Neither conclusion follows from the published facts. The 9.1 vector and total technical-impact assessment warn against trivializing the outcome, while the local-attacker language warns against assuming a universal remote drive-by attack. The honest answer is that the exploit preconditions remain underspecified.
The disagreement between the text and vector should be tracked, not smoothed over. If the Chromium issue later becomes public or Google expands its advisory, the most valuable clarification will be whether “local” describes attacker access, content origin, another application on the device, or the point at which Android’s access-control boundary is crossed.
A second important question is what action WebAppInstalls could perform after the bypass. The current record gives defenders the security class—discretionary access-control bypass—but not the resulting persistent state, privilege, or operational disruption.
A third question is whether the faulty behavior is unique to Google Chrome’s Android packaging or inherited by other products using related Chromium code. The supplied affected-product record names Google Chrome, and administrators should not automatically extend the CVE to every Chromium-based Android browser without vendor confirmation.
This restraint cuts both ways. Other browser vendors and application suppliers should inspect their own exposure, but vulnerability managers should not manufacture affected-product lists by association.

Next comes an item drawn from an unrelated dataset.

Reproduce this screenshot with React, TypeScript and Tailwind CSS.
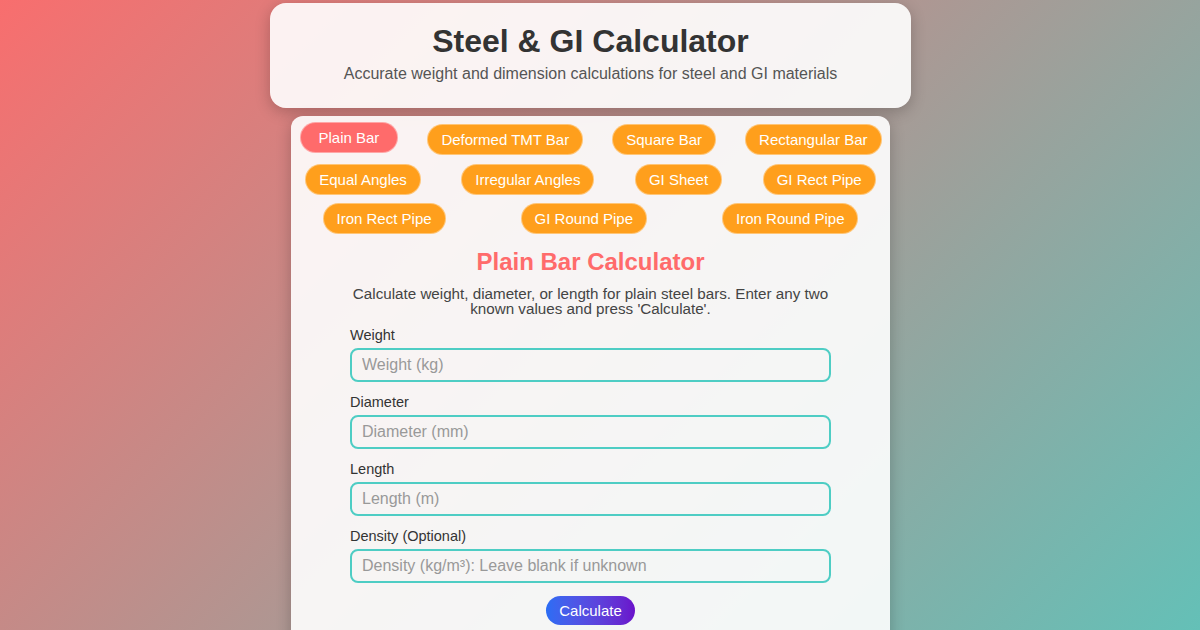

Shared upstream ancestry can justify investigation; it does not replace an affected-version statement.
The same discipline applies to threat intelligence. The SSVC exploitation value of “none” is a dated assessment, not a permanent property. If exploitation evidence emerges, the operational priority can change faster than the core CVE record’s wording.

Web Apps Deserve Native-App Security Discipline​

CVE-2026-13852 is also a reminder that web-app installation is not merely a convenience feature. The moment browser content gains persistence, launch integration, application-like identity, or operating-system presence, installation code becomes part of the endpoint’s security perimeter.
The web platform traditionally assumes hostile input. Pages can lie about metadata, manipulate navigation, produce malformed resources, race asynchronous events, and combine individually valid fields into invalid states. A safe WebAppInstalls implementation must preserve that hostile-input assumption even when the user has expressed an intention to install something.
That means validating more than syntax. Identifiers must refer to the expected origin and context; installation state must remain consistent; references must not escape their allowed scope; and requests originating in untrusted content must not silently inherit authority belonging to the browser or operating system.
The CWE-20 classification captures the broad failure pattern, but it does not show which of those invariants was violated here. Still, the broader lesson is visible: a permissive assumption made at the web layer can become an access-control failure when it crosses into an application-installation layer.
For enterprises embracing browser-delivered software, that is a governance issue as much as a coding issue. Web applications may reduce traditional packaging overhead, but they do not eliminate the need for inventory, lifecycle management, controlled installation, version enforcement, and incident response.
Users tend to perceive an installed web app as safer or more official because it has an icon and launches like a native application. Attackers can benefit from that mental shortcut. Browsers must therefore treat installability as a security-sensitive transformation, not a cosmetic wrapper around a tab.
CVE-2026-13852 does not prove that installed web apps as a category are unsafe. It shows that the machinery connecting a page to an installed experience can itself become vulnerable and deserves the same scrutiny applied to native application installers, protocol handlers, and package-registration systems.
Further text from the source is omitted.